On the other hand, it can retain the savings in the event of performance being better than the lower target while absorbing 50 per cent of the loss on account of UFG between lower and upper target.
Historically, actual UFG losses are far above the upper targets due to system leakages and theft. Moreover, the value of UFG losses also depends on the cost of gas, as higher the cost of gas higher will be the value of loss units. That means whenever gas prices increase, probability of UFG losses to raise increases.
In fiscal year 2009, both SSGC and SNGP posted combined UFG losses of Rs7.4 billion. SSGC's actual UFG losses stood at 7.9 per cent (target 5.15 per cent) to Rs2.8 billion whereas SNGP's actual UFG losses were higher at 8.1 per cent (target 5.15 per cent) to Rs4.6 billion. Their profits, on the other hand stood at Rs257 million (earning per share Rs0.4) and Rs930 million (earning per shares Rs1.7), respectively.
SSGC TO SPEND RS24BN TO CHECK GAS LOSSES
The SSGC plans to spend Rs24 billion over the next five years to replace corroded pipelines, which leak large quantity of gas.
So far, SSGC has lost Rs10 billion every year owing to leakages while the regulator imposes penalty on SSGC for this gas leak is another Rs3 billion.
SSGC, one of the two natural gas distribution companies of the country, operates under strict monitoring of Ogra. The utilities have to pay billions of rupees if gas loss, known as unaccounted for gas (UFG), exceeds five per cent of total sales volume.
SSGC has sales of around 1,100 MMCFD of gas annually.
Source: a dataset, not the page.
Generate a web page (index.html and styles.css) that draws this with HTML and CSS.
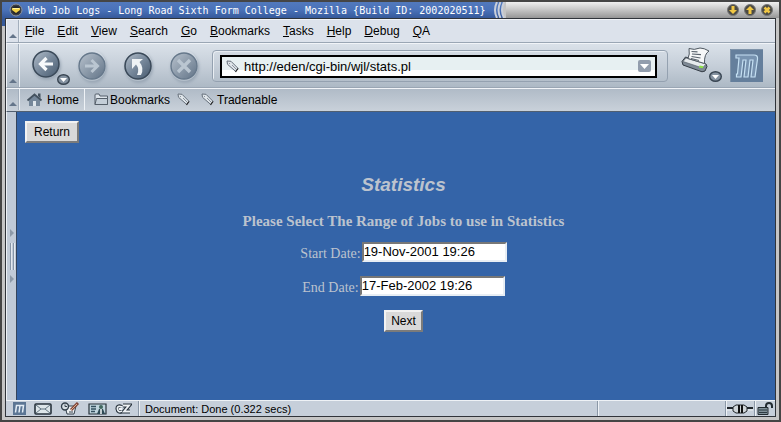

In nine months to March 2010, the UFG loss increased to 8.63 per cent and the company reported loss of Rs306 million.
UFG might go up to 12 per cent by 2015 if it continues with the current pace. The UFG losses stood at 100 million cubic feet per day (MMCFD), enough to run a 500MW power plant. Fifty per cent of this loss is because of pipeline leakages and measurement errors while the rest is due to theft.
The company has fast expanded its outreach in Sindh and Balochistan in the last ten years. From 1.5 million in 2000, the number of customers has jumped to over 2.2 million in 2010. The length of pipelines has increased to 34,000 km from 21,000 km 10 years back.
The growing thefts will not deter the company from adding customers. The management has empowered officials at the grass root level to monitor customers and detect gas leakages and theft.
T & D LOSSES TO KESC
The Karachi Electric Supply Company (KESC) suffers an estimated Rs35.8 billion losses annually on account of transmission and distribution losses. One per cent of T&D loss in the KESC's system translates into about one billion rupees to the power utility, but it seems that the company has other plans to generate revenues instead of arresting its huge T&D drain.
The total KESC income from September 2008 to May 2010 was estimated at Rs162 billion, while the total expenditure of this period stood at Rs199 billion. A visible cash shortfall of Rs37 billion was filled by a new investment of Rs23 billion, while the remaining Rs14 billion came from various local and foreign financial institutions, suppliers and creditors. Instead of increasing the tariffs, KESC should reduce the T&D losses around two to three per cent annually.
GROWTH IN CONSUMERS
The number of consumers has been increasing due to expansion of electric network to villages and other areas. The growth in number of consumers has increased by 4.5 per cent during July-March 2009?10 against the 4.2 per cent rise in same period last year.
Because of hefty increases in end-user electricity and gas tariffs over the past two years, a significant gap still exists between generation cost and recovery.
This imbalance between cost of generation and distribution, and the final tariff, is the root cause of the circular debt issue, with each downstream player in the energy chain being forced to delay payments to upstream entities. The net effect is a declining effective utilisation of available generation capacity in the system.